ジャクソン5時代からの歴史を紐解いていって、何故人気が出たのかとかを紹介して言ったんだけど、まずこれが分かり易くて面白い。合間では日直とのセッションでマイケルの曲を披露したりして実に楽しかった。

そしてマイケルと言えばやはり児童性的虐待疑惑。これによってイメージはガクンと落ちてしまったんだけど、問題は既に事実は明らかにされ完全に無罪だと証明されたにもかかわらず、マスコミがそれをまともに報じないことだと。郷太さんも最近取材をよく受けるけど、まともに掲載してくれないから本を書いたんだって。

自分はたまたまマイケルが好きで調べたからこそ、こういうことが分かるけど、世の中には知らないことが沢山ある。そういうものに対して、人の話を鵜呑みにするんじゃなく、常に自分にとっての真実を追求することこそがロックである、と。

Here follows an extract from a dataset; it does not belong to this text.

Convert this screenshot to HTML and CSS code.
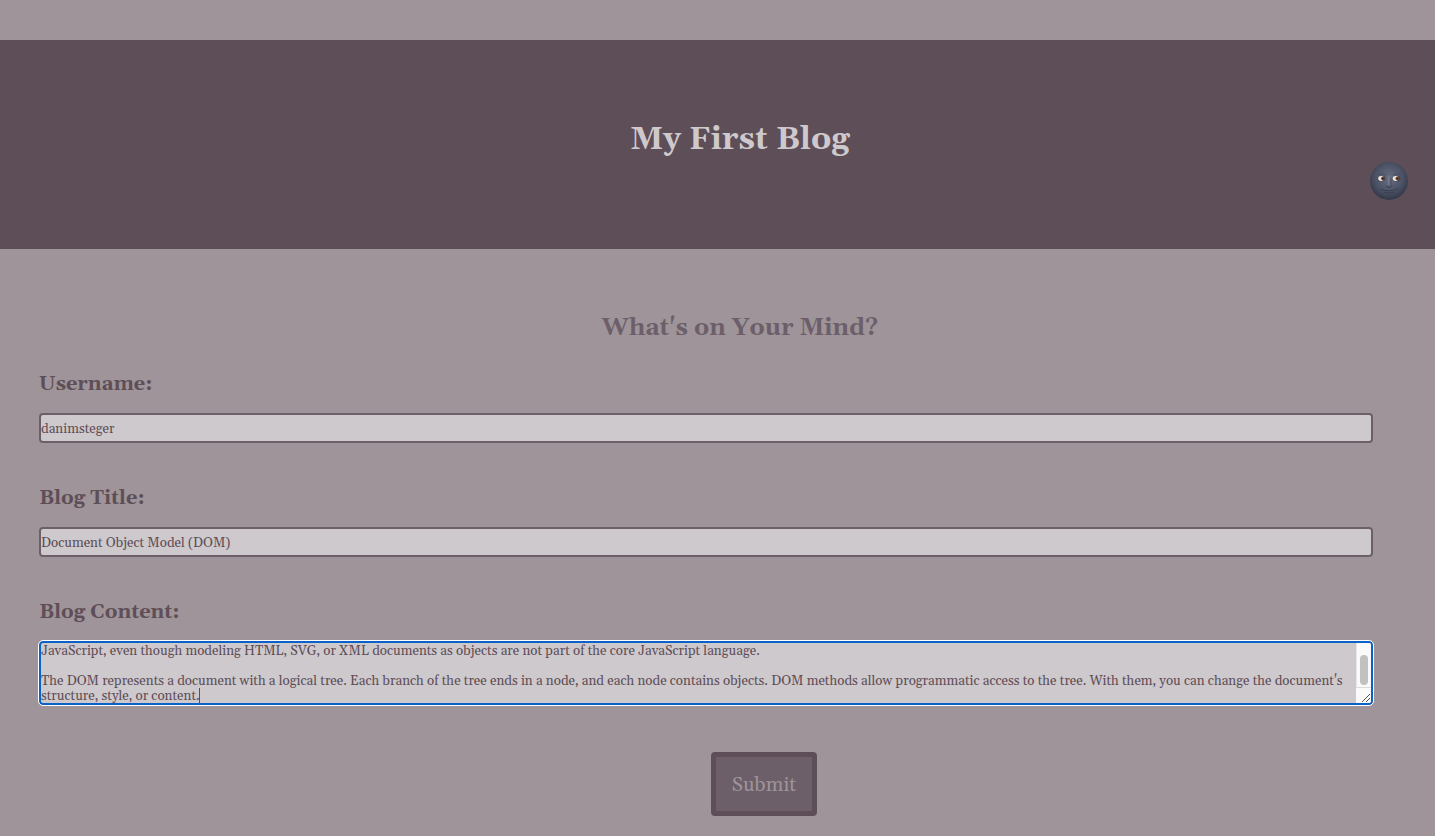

この言葉は胸に強く響きましたね。体制に対する怒りや反抗の力がロックのエネルギーだみたいなことが言われることがあるけど、要するにこれなんだと。ただ怒るんじゃなくて真実を追究することが力になるんだと。座右の銘がひとつ増えました。

授業終了後、感動した旨を伝えたくて教室前で待ってたけど、結局奥の方へ行ってしまって会えなかったのが残念だったかな。代わりと言っちゃ何だけど、去り際の和田唱さんと握手してもらいました。さりげなく。さら〜っと。こういうのも、この学園の魅力のひとつ。

ちなみに、授業開始前に日直が入り口に黒板消し仕込んでたんだけど、あれどうなったんですかね。モニタで見てたから、結局どうなったかよく分からなかった。

体育館ライブ〜山崎まさよし教諭

本日最後のライブは山崎まさよし。以前見た時は弾き語り形式だったので、バンド形式のライブを見るのは初めて。

体育館に入ってまず人の多さに驚く。さっきまではスカスカだったのに、後ろのブロックまでいっぱい。更に、ほとんどおばさん。何これってくらい。「年配の方」とかじゃなくて「おばさん」ってのがしっくり来る雰囲気。多分、場所が学校なだけに尚更そう感じるのかもしれんけど。

登場するとまずはファンキーなセッションからスタート。これがかっこ良くて俺は一番後ろで踊ってたんだけど、お客さんびっくりするくらい動かず。基本的にサビで手を振るみたいなお約束的ノリは元気いいくせに、そこ以外は動きが少ない印象だったな。まぁ、俺はかまわず踊ってたけど。

ステージはどの曲も大胆にアレンジしててかっこ良かったしよかったと思うけど、今回のライブは忌野清志郎校長トリビュート企画として、忌野清志郎校長の遺した数々の名曲を演奏するってことだったのに、やったのは「僕の好きな先生」と「トランジスタラジオ」、それに「雨上がり」を曲間に少しだけやっただけ。これはちょっと拍子抜けだったな。もう全面的に清志郎の曲をやるのかと思ってた。何なら泉谷さんの乱入とか。

山崎のバックをやってるゲンタさんとキタローさんは、清志郎のバックもやってた人だけに尚更もっと聴きたかったんだけど。終了後は、客もしばらくアンコール要求してたんだけど無し。これもまた拍子抜けだったな。

それから、山崎まさよしといえば、このライブの数日前に結婚の報道があったけど、途中会場から小さい女の子の声で「けっこん、おめでとー!」と声が上がって、天使からの祝福いただきましたとお礼を返す場面があった。まぁ親に言わされたんだろうけど微笑ましかったですね。

終了後はさっさと下校。結局1日目はライブと授業の往復で終了。周辺情報が分からなすぎて不安だったので、とりあえず横浜まで戻って夜を明かしました。